Certains enterrements présentent des éléments chamaniques distinctifs, comme des sépultures avec des couvre-chefs en dents animales ou des masques en argile. Les sépultures de Zvejnieki et d'Oleneostrovskii Mogilnik comportaient des couvre-chefs ornés de pendentifs dentaires, probablement utilisés par des figures rituelles ou chamaniques. De plus, des sépultures exceptionnelles, comme celles de Jasnisławice en Pologne et de Duonkalnis en Lituanie, montrent des individus enterrés avec des objets funéraires féminins ou des masques mortuaires, suggérant une association avec des rôles rituels.
Les représentations chamaniques se retrouvent également dans l’art rupestre, où des figures anthropomorphes, souvent munies de cornes ou de masques, semblent incarner des chamans engagés dans des rituels. Des découvertes, telles que les têtes d'orignaux sculptées, rappellent les turu, ou « arbres de vie », utilisés par les chamans comme des symboles de passage entre les mondes. Les chamans, identifiés par leurs biens funéraires et leurs postures funéraires atypiques, jouaient probablement un rôle central dans le maintien de la cohésion sociale et la transmission des connaissances spirituelles.

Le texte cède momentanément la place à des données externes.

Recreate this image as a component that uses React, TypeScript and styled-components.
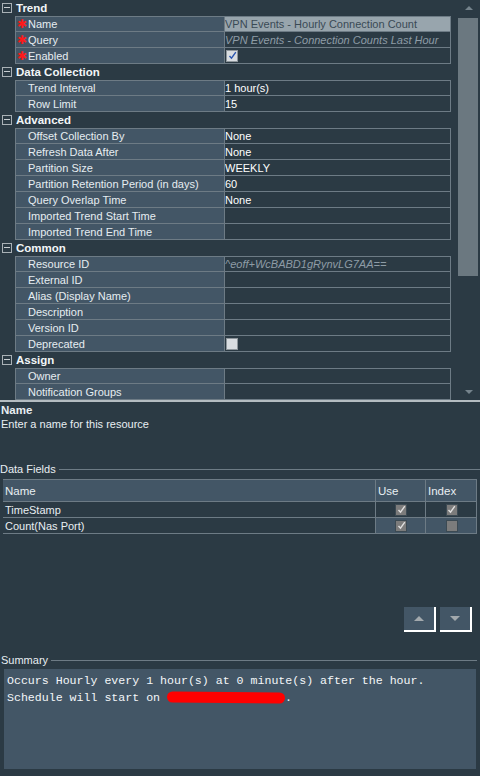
import React from "react";
import styled, { createGlobalStyle } from "styled-components";

const BG = "#2b3a44";
const LIGHT = "#435666";
const LINE = "#6d7b85";

const Global = createGlobalStyle`
  html, body { margin: 0; padding: 0; background: ${BG}; }
  body { font-family: "Liberation Sans", Arial, sans-serif; font-size: 11px; color: #e8eef2; }
  * { box-sizing: border-box; }
`;

const Page = styled.div`
  width: 480px;
  height: 776px;
  display: flex;
  flex-direction: column;
  overflow: hidden;
`;

const GridPanel = styled.div`
  height: 400px;
  display: flex;
  flex-shrink: 0;
  overflow: hidden;
`;

const Grid = styled.div`
  width: 457px;
  display: flex;
  flex-direction: column;
`;

const CategoryRow = styled.div`
  height: 16px;
  display: flex;
  align-items: center;
  font-weight: bold;
  font-size: 11.5px;
  color: #f2f6f8;
`;

const Minus = styled.span`
  width: 10px;
  height: 10px;
  margin: 0 4px 0 2px;
  border: 1px solid #a9b1b6;
  position: relative;
  &::after {
    content: "";
    position: absolute;
    left: 1px;
    right: 1px;
    top: 3px;
    height: 1px;
    background: #c8ced2;
  }
`;

const PropRow = styled.div`
  height: 16px;
  display: grid;
  grid-template-columns: 15px 209px 227px;
`;

const Gutter = styled.div``;

const LabelCell = styled.div<{ $first?: boolean }>`
  background: ${LIGHT};
  border-left: 1px solid ${LINE};
  border-bottom: 1px solid ${LINE};
  border-top: ${(p) => (p.$first ? `1px solid ${LINE}` : "none")};
  display: flex;
  align-items: center;
  padding-left: 1px;
  white-space: nowrap;
  color: #e6edf1;
`;

const Star = styled.span`
  color: #ff1a1a;
  width: 11px;
  font-family: "DejaVu Sans", sans-serif;
  font-size: 12px;
  line-height: 12px;
`;

const LabelText = styled.span<{ $indent?: boolean }>`
  padding-left: ${(p) => (p.$indent ? "11px" : "0")};
`;

const ValueCell = styled.div<{ $first?: boolean; $selected?: boolean; $muted?: boolean }>`
  border-left: 1px solid ${LINE};
  border-right: 1px solid ${LINE};
  border-bottom: 1px solid ${LINE};
  border-top: ${(p) => (p.$first ? `1px solid ${LINE}` : "none")};
  background: ${(p) => (p.$selected ? "#98a5ad" : "transparent")};
  color: ${(p) => (p.$selected ? "#3a4a55" : p.$muted ? "#8e9ca6" : "#ffffff")};
  font-style: ${(p) => (p.$muted ? "italic" : "normal")};
  display: flex;
  align-items: center;
  white-space: nowrap;
  overflow: hidden;
  padding-left: 0;
`;

const CheckBox = styled.span<{ $variant: "light" | "grey" }>`
  width: 12px;
  height: 12px;
  display: inline-flex;
  align-items: center;
  justify-content: center;
  background: ${(p) => (p.$variant === "light" ? "#d9dde1" : "#7c7c7c")};
  border: 1px solid ${(p) => (p.$variant === "light" ? "#8e969c" : "#3c4a53")};
  margin-left: 1px;
`;

const Scrollbar = styled.div`
  width: 23px;
  display: flex;
  flex-direction: column;
  align-items: center;
`;

const ArrowUp = styled.span`
  width: 0;
  height: 0;
  margin-top: 6px;
  border-left: 4px solid transparent;
  border-right: 4px solid transparent;
  border-bottom: 4px solid #75838c;
`;

const ArrowDown = styled.span`
  width: 0;
  height: 0;
  margin-top: auto;
  margin-bottom: 6px;
  border-left: 4px solid transparent;
  border-right: 4px solid transparent;
  border-top: 4px solid #75838c;
`;

const Thumb = styled.div`
  width: 20px;
  height: 258px;
  margin-top: 8px;
  margin-right: 2px;
  align-self: flex-end;
  background: #6b7880;
`;

const Divider = styled.div`
  height: 2px;
  background: #b4bcc1;
  flex-shrink: 0;
`;

const Help = styled.div`
  height: 58px;
  padding: 1px 1px;
  flex-shrink: 0;
`;

const HelpTitle = styled.div`
  font-weight: bold;
  font-size: 11.5px;
  line-height: 14px;
`;

const HelpText = styled.div`
  line-height: 14px;
`;

const Legend = styled.div`
  display: flex;
  align-items: center;
  gap: 3px;
  height: 14px;
  color: #e8eef2;
  &::after {
    content: "";
    flex: 1;
    height: 1px;
    background: ${LINE};
  }
`;

const FieldsLegend = styled(Legend)`
  margin-top: 2px;
`;

const Table = styled.div`
  margin: 3px 3px 0 3px;
  display: flex;
  flex-direction: column;
`;

const TRow = styled.div<{ $header?: boolean }>`
  display: grid;
  grid-template-columns: 373px 50px 51px;
  height: ${(p) => (p.$header ? "23px" : "16px")};
  background: ${(p) => (p.$header ? LIGHT : "transparent")};
  border-bottom: 1px solid ${LINE};
  border-top: ${(p) => (p.$header ? `1px solid ${LINE}` : "none")};
`;

const TCell = styled.div<{ $center?: boolean; $shade?: boolean }>`
  display: flex;
  align-items: center;
  justify-content: ${(p) => (p.$center ? "center" : "flex-start")};
  padding-left: ${(p) => (p.$center ? "0" : "2px")};
  border-right: 1px solid ${LINE};
  background: ${(p) => (p.$shade ? LIGHT : "transparent")};
  white-space: nowrap;
`;

const HeadCell = styled(TCell)`
  font-size: 11.5px;
  padding-left: 2px;
  padding-top: 1px;
`;

const ButtonBar = styled.div`
  margin-top: 73px;
  display: flex;
  justify-content: flex-end;
  gap: 4px;
  padding-right: 8px;
`;

const MoveButton = styled.button`
  width: 32px;
  height: 25px;
  padding: 0;
  background: ${LIGHT};
  border: none;
  border-right: 2px solid #ffffff;
  border-bottom: 2px solid #ffffff;
  display: flex;
  align-items: center;
  justify-content: center;
`;

const TriUp = styled.span`
  border-left: 5px solid transparent;
  border-right: 5px solid transparent;
  border-bottom: 5px solid #a3a9ad;
`;

const TriDown = styled.span`
  border-left: 5px solid transparent;
  border-right: 5px solid transparent;
  border-top: 5px solid #a3a9ad;
`;

const SummarySection = styled.div`
  margin-top: 21px;
  padding: 0 3px 0 1px;
`;

const SummaryBox = styled.div`
  margin: 2px 1px 0 3px;
  height: 100px;
  background: ${LIGHT};
  padding: 3px 3px;
  font-family: "Liberation Mono", "Courier New", monospace;
  font-size: 11.6px;
  line-height: 17px;
  color: #f4f7f9;
`;

const Redact = styled.span`
  display: inline-block;
  width: 118px;
  height: 11px;
  background: #ff0000;
  border-radius: 6px;
  vertical-align: middle;
  transform: rotate(0.5deg);
`;

const Check = ({ color }: { color: string }) => (
  <svg width="9" height="9" viewBox="0 0 9 9">
    <path d="M1.5 5 L3.5 7.2 L7.8 1.2" stroke={color} strokeWidth="1.4" fill="none" />
  </svg>
);

type Prop = {
  label: string;
  value?: React.ReactNode;
  required?: boolean;
  selected?: boolean;
  muted?: boolean;
};

type Cat = { title: string; props: Prop[] };

const categories: Cat[] = [
  {
    title: "Trend",
    props: [
      { label: "Name", value: "VPN Events - Hourly Connection Count", required: true, selected: true },
      { label: "Query", value: "VPN Events - Connection Counts Last Hour", required: true, muted: true },
      {
        label: "Enabled",
        required: true,
        value: (
          <CheckBox $variant="light">
            <Check color="#2a55b0" />
          </CheckBox>
        ),
      },
    ],
  },
  {
    title: "Data Collection",
    props: [
      { label: "Trend Interval", value: "1 hour(s)" },
      { label: "Row Limit", value: "15" },
    ],
  },
  {
    title: "Advanced",
    props: [
      { label: "Offset Collection By", value: "None" },
      { label: "Refresh Data After", value: "None" },
      { label: "Partition Size", value: "WEEKLY" },
      { label: "Partition Retention Period (in days)", value: "60" },
      { label: "Query Overlap Time", value: "None" },
      { label: "Imported Trend Start Time" },
      { label: "Imported Trend End Time" },
    ],
  },
  {
    title: "Common",
    props: [
      { label: "Resource ID", value: "^eoff+WcBABD1gRynvLG7AA==", muted: true },
      { label: "External ID" },
      { label: "Alias (Display Name)" },
      { label: "Description" },
      { label: "Version ID" },
      { label: "Deprecated", value: <CheckBox $variant="light" /> },
    ],
  },
  {
    title: "Assign",
    props: [{ label: "Owner" }, { label: "Notification Groups" }],
  },
];

const fields = [
  { name: "TimeStamp", use: true, index: true },
  { name: "Count(Nas Port)", use: true, index: false },
];

export default function App() {
  return (
    <Page>
      <Global />
      <GridPanel>
        <Grid>
          {categories.map((c) => (
            <React.Fragment key={c.title}>
              <CategoryRow>
                <Minus />
                {c.title}
              </CategoryRow>
              {c.props.map((p, i) => (
                <PropRow key={p.label}>
                  <Gutter />
                  <LabelCell $first={i === 0}>
                    {p.required && <Star>✱</Star>}
                    <LabelText $indent={!p.required}>{p.label}</LabelText>
                  </LabelCell>
                  <ValueCell $first={i === 0} $selected={p.selected} $muted={p.muted}>
                    {p.value}
                  </ValueCell>
                </PropRow>
              ))}
            </React.Fragment>
          ))}
        </Grid>
        <Scrollbar>
          <ArrowUp />
          <Thumb />
          <ArrowDown />
        </Scrollbar>
      </GridPanel>
      <Divider />
      <Help>
        <HelpTitle>Name</HelpTitle>
        <HelpText>Enter a name for this resource</HelpText>
      </Help>
      <FieldsLegend>Data Fields</FieldsLegend>
      <Table>
        <TRow $header>
          <HeadCell>Name</HeadCell>
          <HeadCell>Use</HeadCell>
          <HeadCell>Index</HeadCell>
        </TRow>
        {fields.map((f, i) => (
          <TRow key={f.name}>
            <TCell>{f.name}</TCell>
            <TCell $center $shade={i === 1}>
              <CheckBox $variant="grey">{f.use && <Check color="#e0e0e0" />}</CheckBox>
            </TCell>
            <TCell $center $shade={i === 1}>
              <CheckBox $variant="grey">{f.index && <Check color="#e0e0e0" />}</CheckBox>
            </TCell>
          </TRow>
        ))}
      </Table>
      <ButtonBar>
        <MoveButton aria-label="Move up">
          <TriUp />
        </MoveButton>
        <MoveButton aria-label="Move down">
          <TriDown />
        </MoveButton>
      </ButtonBar>
      <SummarySection>
        <Legend>Summary</Legend>
        <SummaryBox>
          <div>Occurs Hourly every 1 hour(s) at 0 minute(s) after the hour.</div>
          <div>
            Schedule will start on <Redact />.
          </div>
        </SummaryBox>
      </SummarySection>
    </Page>
  );
}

La société mésolithique en Europe de l'Est était structurée autour de croyances et de pratiques profondément ancrées dans les relations entre les humains, les animaux et le monde spirituel. La territorialité, les distinctions de statut, et l’importance du chamanisme témoignent d’une société complexe, où les pratiques funéraires et rituelles servaient non seulement à honorer les défunts, mais également à maintenir les liens spirituels avec la nature et les ancêtres. Les chasseurs-cueilleurs mésolithiques ne se contentaient pas de survivre dans leur environnement; ils l’ont enrichi de significations symboliques et spirituelles qui ont guidé leur organisation sociale et leur vision du monde.